In response to a question I received on a mailing list in response to my query  Does anyone know of a complete and up-to-date list of Recovery Act accounts? concerning why I was looking for amounts appropriated and not just obligated an spent for the Recovery, I wrote the following clarification (which I have edited lightly):

In addition to the amount of money that is obligated and spent, isn't there also the amount money that is appropriated?  The amount obligated and spent goes up, but isn't the appropriation supposed to be maximum that the obligated and spent amounts ever reach?  (I'm an accounting newbie, so correct me if I misunderstand what these terms mean.)  What I'm trying to understand right now are statements like "ARRA is a $787 billion dollar bill" and the Department of Education is getting a "$100 billion".   Specifically, I'd like to see how various line items add up to the totals quoted.

The amounts obligated used to be reported in the weekly excel spreadsheets from the agencies.  For example, consider the April 3 report from the Department of Ed:

http://www.recovery.gov/?q=content/weekly-report&agency_code=91&agency=&startdate=2009-04-03&noofreports=2&summarytype=&report_id=146&nex=

and the corresponding spreadsheet:

http://www.recovery.gov/sites/default/files/weeklyreport_WR20090403ED.xls

At http://www.recovery.gov/?q=content/weekly-report&agency_code=91&agency=&startdate=2009-04-03&noofreports=2&summarytype=&report_id=146&nex=, we're told that:

  • Total Available: $11,363,064,856
  • Total Paid Out: $0

The spreadsheet (specifically the "Weekly Update" worksheet) actually supports this statement — here, I copy the table and add the totals line.
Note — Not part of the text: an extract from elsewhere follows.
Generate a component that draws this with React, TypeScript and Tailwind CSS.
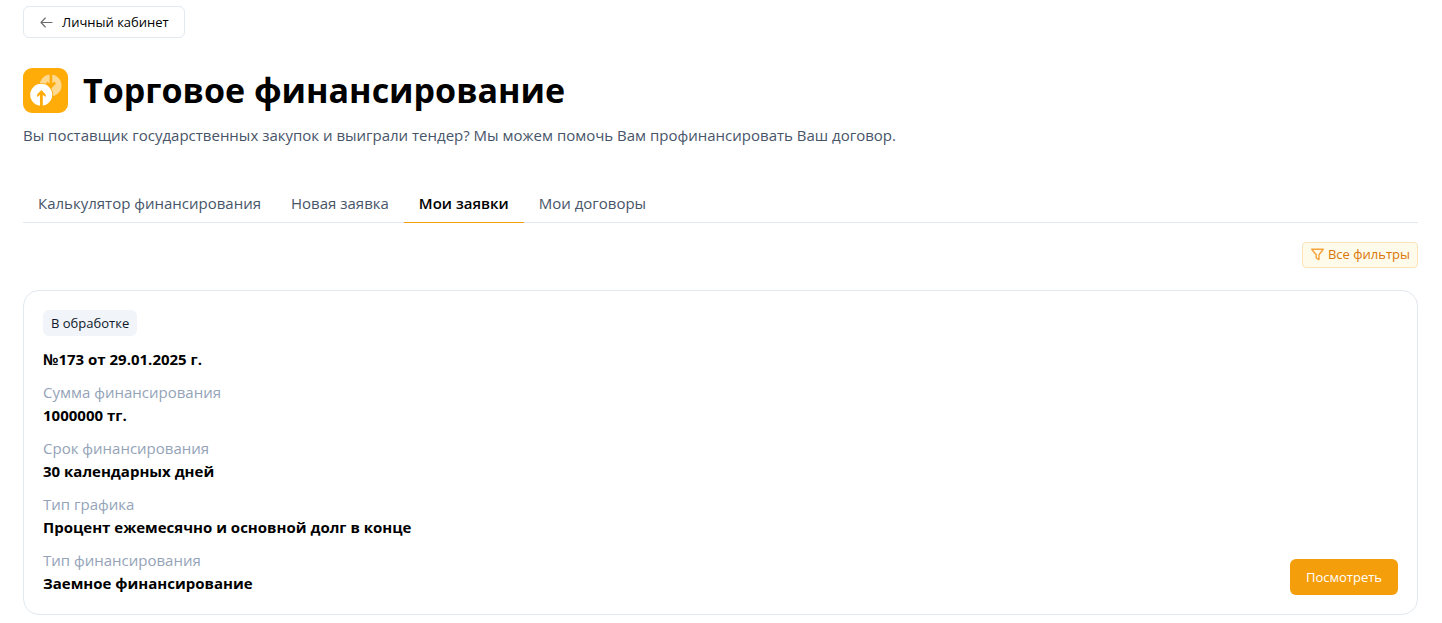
import { useState } from "react"
import clsx from "clsx"

type Application = {
    id: number,
    date: string,
    status: string,
    details: { label: string, value: string }[]
}

const tabs = ["Калькулятор финансирования", "Новая заявка", "Мои заявки", "Мои договоры"]

const applications: Application[] = [
    {
        id: 173,
        date: "29.01.2025",
        status: "В обработке",
        details: [
            { label: "Сумма финансирования", value: "1000000 тг." },
            { label: "Срок финансирования", value: "30 календарных дней" },
            { label: "Тип графика", value: "Процент ежемесячно и основной долг в конце" },
            { label: "Тип финансирования", value: "Заемное финансирование" }
        ]
    }
]

const ArrowLeftIcon = () => (
    <svg className="size-[15px]" viewBox="0 0 15 15" fill="none" stroke="#6b6b6b" strokeWidth="1.1" strokeLinecap="round" strokeLinejoin="round" aria-hidden="true">
        <path d="M13 7.5H2M6.3 3L2 7.5L6.3 12" />
    </svg>
)

const FilterIcon = () => (
    <svg className="size-[15px]" viewBox="0 0 15 15" fill="none" stroke="#f7a23b" strokeWidth="1.4" strokeLinejoin="round" aria-hidden="true">
        <path d="M1.7 2.2H13.3L9 7.8V12.6L6.2 10.8V7.8Z" />
    </svg>
)

const FinancingLogo = () => (
    <svg className="size-[45px] shrink-0" viewBox="0 0 45 45" aria-hidden="true">
        <rect width="45" height="45" rx="9" fill="#ffab08" />
        <circle cx="27.6" cy="17.4" r="10.9" fill="#ffd98f" />
        <path d="M26.6 6h2.6v9.6l2.2-2.1 1.5 2.2-5 5-5-5 1.5-2.2 2.2 2.1z" fill="#ffab08" />
        <circle cx="18.2" cy="26.8" r="11.9" fill="#ffab08" />
        <circle cx="18.2" cy="26.8" r="11" fill="#fff" />
        <path d="M18.4 22l4.3 4.6v2.5l-2.9-2.2v11.4h-2.8v-11.4l-2.9 2.2v-2.5z" fill="#ffab08" />
    </svg>
)

const ApplicationCard = ({ application }: { application: Application }) => (
    <article className="flex items-end justify-between rounded-2xl border border-[#e2e8f0] p-[19px]">
        <div>
            <span className="inline-block rounded-md bg-[#f1f5f9] px-2 py-[3px] text-[13px] leading-5 text-slate-900">
                {application.status}
            </span>
            <h2 className="mt-3 font-bold">{`№${application.id} от ${application.date} г.`}</h2>
            <dl className="mt-2.5 space-y-2.5">
                {
                    application.details.map((detail) => (
                        <div key={detail.label}>
                            <dt className="text-[#94a3b8]">{detail.label}</dt>
                            <dd className="font-bold">{detail.value}</dd>
                        </div>
                    ))
                }
            </dl>
        </div>
        <button type="button" className="h-9 rounded-md bg-[#f59e0b] px-4 text-[13px] text-white">
            Посмотреть
        </button>
    </article>
)

const App = () => {
    const [activeTab, setActiveTab] = useState("Мои заявки");

    return (
        <main className="bg-white pt-1.5 pr-6 pb-2 pl-[23px] font-['Open_Sans',sans-serif] text-[15px] leading-[23px] text-black">
            <a href="#" className="inline-flex h-8 items-center gap-2 rounded-md border border-[#e2e8f0] px-[15px] text-[13px] align-top">
                <ArrowLeftIcon />
                Личный кабинет
            </a>
            <div className="mt-[30px] flex items-center gap-[15px]">
                <FinancingLogo />
                <h1 className="text-[34px] leading-[45px] font-bold">Торговое финансирование</h1>
            </div>
            <p className="mt-[11px] text-[#475569]">
                Вы поставщик государственных закупок и выиграли тендер? Мы можем помочь Вам профинансировать Ваш договор.
            </p>
            <div role="tablist" className="mt-[38px] flex border-b border-[#e2e8f0]">
                {
                    tabs.map((tab) => (
                        <button
                            key={tab}
                            type="button"
                            role="tab"
                            aria-selected={tab === activeTab}
                            onClick={() => setActiveTab(tab)}
                            className={clsx(
                                "-mb-px border-b px-[15px] py-[7px]",
                                tab === activeTab ? "border-[#f59e0b] font-semibold" : "border-transparent text-[#475569]"
                            )}
                        >
                            {tab}
                        </button>
                    ))
                }
            </div>
            <div className="mt-[19px] flex justify-end">
                <button type="button" className="flex h-[26px] items-center gap-[3px] rounded border border-[#fbe3b5] bg-[#fffbeb] px-[7px] pb-0.5 text-[13px] text-[#d97706]">
                    <FilterIcon />
                    Все фильтры
                </button>
            </div>
            <section className="mt-[22px] flex flex-col gap-4">
                {
                    applications.map((application) => (
                        <ApplicationCard key={application.id} application={application} />
                    ))
                }
            </section>
        </main>
    )
}

export default App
Program Source/ Treasury Account Symbol: Agency Code Program Source/Treasury Account Symbol: Account Code Program Source/Treasury Account Symbol; Sub-Account Code (OPTIONAL) Program Description (Account Title) Total Appropriation Total Obligations Total Disbursements
91 0103 IMPACT AID, RECOVERY ACT $100,000,000 $0 $0
91 0196 HIGHER EDUCATION, RECOVERY ACT $100,000,000 $0 $0
91 0197 INSTITUTE OF ED SCIENCES, RECOVERY ACT $250,000,000 $0 $0
91 0198 STUDENT AID ADMIN, RECOVERY ACT $60,000,000 $0 $0
91 0199 STUDENT FINANCIAL ASST, RECOVERY ACT $16,483,000,000 $198,901,281 $0
91 0207 INNOVATION & IMPROVEMENT, RECOVERY ACT $200,000,000 $0 $0
91 0299 SPECIAL EDUCATION, RECOVERY ACT $12,200,000,000 $5,970,012,399 $0
91 0302 REHAB SRVCS & DISABILITY RSRCH, RECOVERY ACT $680,000,000 $315,570,633 $0
91 0901 ED FOR THE DISADVANTAGED, RECOVERY ACT $13,000,000,000 $4,878,580,543 $0
91 1001 SCHOOL IMPROVEMENT PRG, RECOVERY ACT $720,000,000 $0 $0
91 1401 OFC OF INSPECTOR GENERAL, RECOVERY ACT $14,000,000 $0 $0
91 1909 ST FISCAL STABILIZATION FUND, RECOV ACT $53,600,000,000 $0 $0
Total $97,407,000,000 $11,363,064,856 $0

You'll see that the total amount obligated and disbursed match what's listed on the web.  What my previous post  is trying to get at is

1) how to get an up-to-date list of all these accounts (there are 12 listed for education here, but in a tally I'm working on, there are 14)

and

2) what the the appropriation for each account is.  I'm happy to see the total appropriation for Dept of Ed as $97,407,000,000 — since it matches what ProPublica lists at http://www.propublica.org/ion/stimulus/item/recovery.gov-falling-short-of-expectations-so-far-090331 — not to mention statements like "The American Recovery and Reinvestment Act of 2009 (ARRA) provides approximately $100 billion for education" (http://www.ed.gov/policy/gen/leg/recovery/implementation.html).

Once I have an accurate list of TAFS (e.g., 91-1909 for the State fiscal stabilization fund = $53.6 billion), then I'm use that list to slot the spending data.